The brokerage, which does business in the United States and Canada, reported net withdrawals of 2.6 billion Swiss francs ($2.47 billion) over the quarter, excluding interest and dividends. That was an improvement from the 7.2 billion francs withdrawn by customers during the first quarter.
Competitor Morgan Stanley last week reported second-quarter outflows in its wealth management division of $5.5 billion, including interest and dividends. On that same basis, UBS said it would have had net inflows of 1.7 billion francs.
Bank of America Corp's Merrill Lynch and Wells Fargo Advisors do not disclose asset flows.
"I think it's going in the right direction," said Alois Pirker of Boston-based consultants Aite Group. "This is very much the beginning. If you look at their targets, there is still a good chunk a work that needs to be done."
Client assets at UBS Wealth Management Americas stood at 742 billion francs at the end of June, down 3 percent from the first quarter, but up 1 percent from a year earlier.
It posted a pretax loss of 67 million francs, primarily due to charges of 146 million francs related to layoffs and the closure of branches.
Ignoring the charges, UBS said the business would have posted a pretax profit of 79 million francs, more than double the 36 million francs it earned in the first quarter.
The division lost a net 107 advisers, to finish the quarter with 6,760.
"They have new blood at the top but it's like turning around a tanker: it takes a while," said Scott Smith of Boston-based consultants Cerulli Associates.
The bank's average revenue per adviser was $793,000, up one third from the same quarter last year. UBS lagged the $853,000 per adviser at Merrill Lynch but exceeded the production of Morgan Stanley advisers, which reported $679,000 per adviser.
Each UBS Americas adviser oversaw an average of $95 million in client assets, compared to $83 million at Morgan Stanley.
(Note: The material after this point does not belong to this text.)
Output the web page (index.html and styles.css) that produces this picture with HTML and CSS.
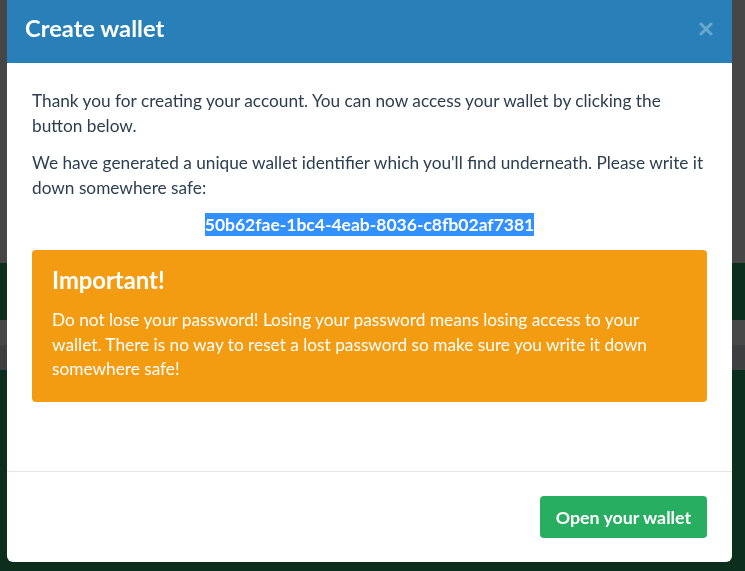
FILE: index.html
```html
<!DOCTYPE html>
<html lang="en">
<head>
<meta charset="utf-8">
<title>Create wallet</title>
<link rel="stylesheet" href="styles.css">
</head>
<body>
<div class="page">
  <div class="band band-gray"></div>
  <div class="band band-green1"></div>
  <div class="band band-gray2"></div>
  <div class="band band-gray3"></div>
  <div class="band band-green2"></div>
</div>
<div class="modal">
  <div class="modal-header">
    <h3 class="modal-title">Create wallet</h3>
    <button class="close" type="button" aria-label="Close">
      <svg width="14" height="14" viewBox="0 0 14 14"><path d="M2 2L12 12M12 2L2 12" stroke="currentColor" stroke-width="3" stroke-linecap="round"/></svg>
    </button>
  </div>
  <div class="modal-body">
    <p>Thank you for creating your account. You can now access your wallet by clicking the button below.</p>
    <p>We have generated a unique wallet identifier which you'll find underneath. Please write it down somewhere safe:</p>
    <p class="wallet-id"><span class="selected">50b62fae-1bc4-4eab-8036-c8fb02af7381</span></p>
    <div class="alert">
      <h4 class="alert-title">Important!</h4>
      <p class="alert-text">Do not lose your password! Losing your password means losing access to your wallet. There is no way to reset a lost password so make sure you write it down somewhere safe!</p>
    </div>
  </div>
  <div class="modal-footer">
    <button class="btn-success" type="button">Open your wallet</button>
  </div>
</div>
</body>
</html>
```
FILE: styles.css
```css
* { box-sizing: border-box; }
html, body {
  margin: 0;
  padding: 0;
  height: 100%;
}
body {
  background: #0c2e1c;
  font-family: Lato, "Open Sans", sans-serif;
  overflow: hidden;
}
.page {
  display: flex;
  flex-direction: column;
}
.band-gray { height: 263px; background: #464646; }
.band-green1 { height: 57px; background: #0c2e1c; }
.band-gray2 { height: 25px; background: #484848; }
.band-gray3 { height: 25px; background: #3e3f41; }
.band-green2 { height: 201px; background: #0c2e1c; }

.modal {
  position: fixed;
  left: 7px;
  top: 0;
  width: 725px;
  background: #fff;
  border-radius: 0 0 6px 6px;
  overflow: hidden;
}
.modal-header {
  height: 63px;
  background: #2980b9;
  display: flex;
  align-items: center;
  justify-content: space-between;
  padding: 0 19px 7px 18px;
}
.modal-title {
  margin: 0;
  color: #fff;
  font-size: 23.7px;
  font-weight: 700;
  line-height: 1.1;
}
.close {
  border: 0;
  background: none;
  padding: 0;
  color: rgba(255, 255, 255, 0.3);
  display: flex;
  margin-top: 2px;
}
.modal-body {
  padding: 25px 25px 69px;
  color: #2c3e50;
  font-size: 17.25px;
  line-height: 25px;
}
.modal-body p {
  margin: 0 0 12px;
}
.modal-body .wallet-id {
  text-align: center;
  font-size: 17.5px;
  font-weight: 700;
  margin-bottom: 13px;
}
.selected {
  background: #3390ff;
  color: #fff;
  padding: 1px 0;
}
.alert {
  background: #f39c12;
  color: #fff;
  border-radius: 4px;
  padding: 17px 20px 20px;
}
.alert-title {
  margin: 0 0 15px;
  font-size: 23.8px;
  font-weight: 700;
  line-height: 26px;
}
.modal-body .alert-text {
  margin: 0;
  line-height: 24.7px;
}
.modal-footer {
  border-top: 1px solid #e5e5e5;
  padding: 24px 25px 24px;
  display: flex;
  justify-content: flex-end;
}
.btn-success {
  height: 42px;
  padding: 0 16px;
  border: 0;
  border-radius: 4px;
  background: #27ae60;
  color: #fff;
  font-family: Lato, "Open Sans", sans-serif;
  font-size: 17.8px;
  font-weight: 700;
}
```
Merrill Lynch and Wells Fargo do not disclose that figure.
Revenue rose 9 percent to 1.5 billion francs, fueled by higher managed-account fees and investment portfolio income at UBS Bank USA.
Earlier this year Wealth Management Americas CEO Robert McCann said he was aiming for annual pretax profit for the division of over 1 million francs within the next three to five years.
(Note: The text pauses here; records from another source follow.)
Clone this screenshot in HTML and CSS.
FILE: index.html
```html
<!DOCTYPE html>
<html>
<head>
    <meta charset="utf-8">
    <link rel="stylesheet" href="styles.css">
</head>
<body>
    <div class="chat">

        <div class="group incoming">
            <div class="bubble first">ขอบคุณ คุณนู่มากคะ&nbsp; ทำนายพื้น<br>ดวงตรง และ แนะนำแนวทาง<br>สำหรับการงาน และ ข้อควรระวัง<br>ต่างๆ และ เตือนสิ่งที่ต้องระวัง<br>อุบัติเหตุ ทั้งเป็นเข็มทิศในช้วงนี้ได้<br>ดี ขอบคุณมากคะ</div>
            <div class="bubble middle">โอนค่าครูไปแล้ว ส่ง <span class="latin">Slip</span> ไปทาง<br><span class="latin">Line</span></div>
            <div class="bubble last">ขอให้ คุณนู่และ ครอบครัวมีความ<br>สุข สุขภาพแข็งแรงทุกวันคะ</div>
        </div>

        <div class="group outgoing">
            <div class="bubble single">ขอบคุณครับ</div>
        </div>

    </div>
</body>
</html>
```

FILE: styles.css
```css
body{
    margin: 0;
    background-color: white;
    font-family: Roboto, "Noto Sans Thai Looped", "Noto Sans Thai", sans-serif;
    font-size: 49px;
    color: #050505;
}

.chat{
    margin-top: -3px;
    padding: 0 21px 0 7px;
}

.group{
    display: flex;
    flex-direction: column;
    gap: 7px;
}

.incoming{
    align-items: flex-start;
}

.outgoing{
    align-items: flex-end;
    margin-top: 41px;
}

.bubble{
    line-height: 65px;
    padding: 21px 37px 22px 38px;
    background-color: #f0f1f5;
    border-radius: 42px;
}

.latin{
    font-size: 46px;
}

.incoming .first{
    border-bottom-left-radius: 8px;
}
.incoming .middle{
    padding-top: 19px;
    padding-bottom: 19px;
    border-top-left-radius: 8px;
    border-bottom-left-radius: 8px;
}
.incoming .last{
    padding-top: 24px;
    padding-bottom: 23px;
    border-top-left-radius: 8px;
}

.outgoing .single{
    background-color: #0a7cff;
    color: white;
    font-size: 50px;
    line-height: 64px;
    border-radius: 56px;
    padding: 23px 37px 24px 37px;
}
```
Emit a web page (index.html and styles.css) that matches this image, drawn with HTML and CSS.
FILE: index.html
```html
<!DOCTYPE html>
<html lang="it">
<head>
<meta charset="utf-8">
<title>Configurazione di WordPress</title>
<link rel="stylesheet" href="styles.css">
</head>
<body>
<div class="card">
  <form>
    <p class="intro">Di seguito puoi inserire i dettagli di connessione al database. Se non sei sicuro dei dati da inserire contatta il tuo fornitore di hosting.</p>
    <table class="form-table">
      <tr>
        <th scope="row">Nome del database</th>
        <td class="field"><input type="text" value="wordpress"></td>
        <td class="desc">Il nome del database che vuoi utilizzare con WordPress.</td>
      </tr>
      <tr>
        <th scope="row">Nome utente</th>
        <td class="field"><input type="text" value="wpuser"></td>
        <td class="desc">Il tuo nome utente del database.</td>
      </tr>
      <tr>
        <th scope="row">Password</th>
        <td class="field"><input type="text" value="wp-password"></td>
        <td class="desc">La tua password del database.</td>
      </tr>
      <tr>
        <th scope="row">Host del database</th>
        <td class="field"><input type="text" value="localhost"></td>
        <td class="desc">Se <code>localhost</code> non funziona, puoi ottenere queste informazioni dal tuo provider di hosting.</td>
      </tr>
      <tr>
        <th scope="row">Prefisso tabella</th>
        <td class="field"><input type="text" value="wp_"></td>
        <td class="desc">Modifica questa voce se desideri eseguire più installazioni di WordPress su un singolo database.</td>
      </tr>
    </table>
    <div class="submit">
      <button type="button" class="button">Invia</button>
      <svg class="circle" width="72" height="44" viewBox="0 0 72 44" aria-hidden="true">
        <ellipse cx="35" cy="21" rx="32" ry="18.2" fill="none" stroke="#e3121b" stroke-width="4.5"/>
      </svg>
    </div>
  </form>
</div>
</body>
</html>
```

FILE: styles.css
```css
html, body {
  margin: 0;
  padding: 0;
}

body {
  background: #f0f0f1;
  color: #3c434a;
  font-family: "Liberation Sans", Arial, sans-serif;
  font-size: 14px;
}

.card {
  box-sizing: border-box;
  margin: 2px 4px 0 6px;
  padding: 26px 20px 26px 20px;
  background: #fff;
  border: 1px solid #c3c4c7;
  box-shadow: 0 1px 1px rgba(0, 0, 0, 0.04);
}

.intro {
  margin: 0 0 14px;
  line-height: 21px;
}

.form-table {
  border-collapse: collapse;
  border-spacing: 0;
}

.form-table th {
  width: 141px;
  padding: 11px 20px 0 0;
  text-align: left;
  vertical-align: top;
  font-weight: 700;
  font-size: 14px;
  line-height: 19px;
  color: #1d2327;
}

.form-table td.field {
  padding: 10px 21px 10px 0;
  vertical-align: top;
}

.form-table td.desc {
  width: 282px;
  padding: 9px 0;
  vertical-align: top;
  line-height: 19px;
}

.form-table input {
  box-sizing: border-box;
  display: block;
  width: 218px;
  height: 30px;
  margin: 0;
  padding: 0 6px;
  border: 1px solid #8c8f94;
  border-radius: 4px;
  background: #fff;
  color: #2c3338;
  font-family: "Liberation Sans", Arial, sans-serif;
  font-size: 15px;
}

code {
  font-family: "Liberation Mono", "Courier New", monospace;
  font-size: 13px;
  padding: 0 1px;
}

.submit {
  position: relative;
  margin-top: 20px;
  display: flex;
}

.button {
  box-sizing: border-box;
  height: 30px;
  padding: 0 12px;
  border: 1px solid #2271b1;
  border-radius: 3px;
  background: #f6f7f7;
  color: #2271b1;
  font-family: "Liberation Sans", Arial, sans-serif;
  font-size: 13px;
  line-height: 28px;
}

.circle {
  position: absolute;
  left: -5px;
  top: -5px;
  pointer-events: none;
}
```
He also aims to boost average revenue to 1 million francs per adviser.
The parent company, which has global investment banking, wealth and asset management businesses, turned in a profit of 2 billion Swiss francs ($1.90 billion), its third quarterly profit in a row after a string of big losses in 2008 and 2009. That was well above analyst forecasts for 1.34 billion francs.
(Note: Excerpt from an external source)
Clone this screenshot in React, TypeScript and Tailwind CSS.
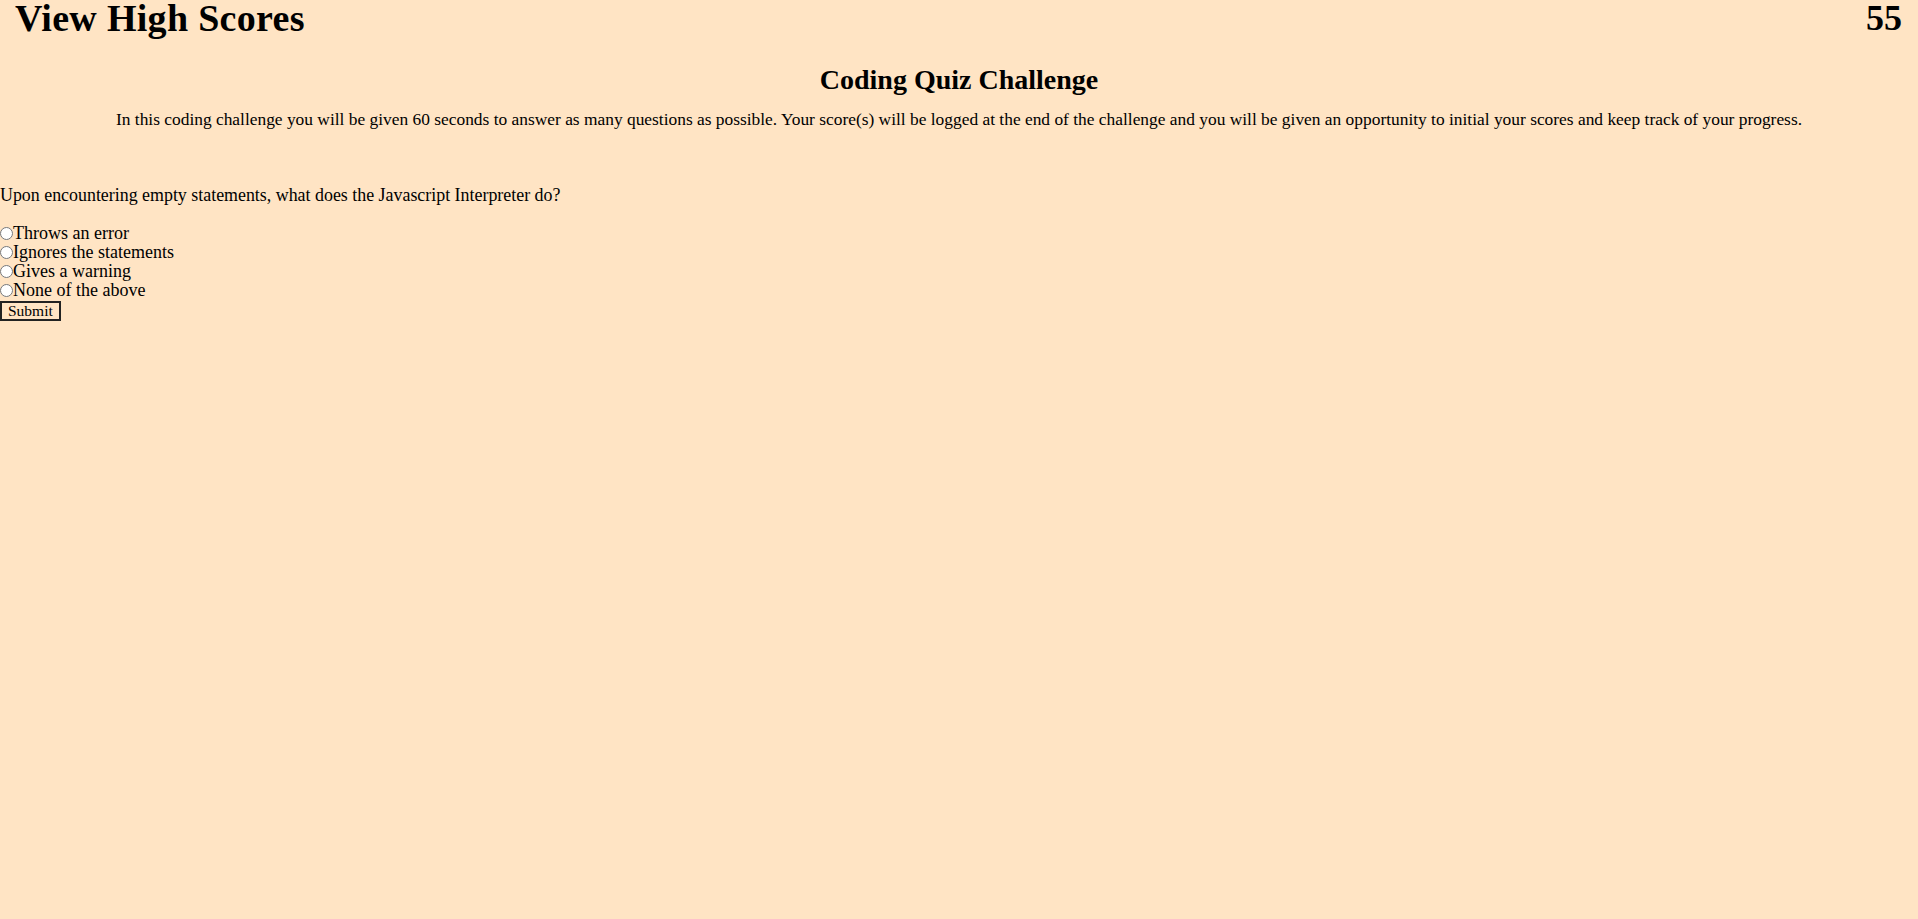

UBS Wealth Management Americas said its financial adviser ranks declined by 2 percent as departures outpaced recruits. The unit also cut 219 back-office and support jobs during the quarter, reflecting a brokerage force that has shrunk 15 percent in the past year.
Analysts and investors have long complained that the U.S. brokerage business, once known as Paine Webber, is a drag on UBS' financial performance and should be sold or spun off. Those cries grew louder last year, as hundreds of advisers departed for rivals or independent firms.
UBS Group Chief Executive Oswald Gruebel said on Tuesday he remained committed to the U.S. business.
"It will be a very profitable business going forward," he told Reuters. "But first we have to bring it in shape. In the last few months we have solidified our niche. All along it is a good business to be in, even if it has a high cost base."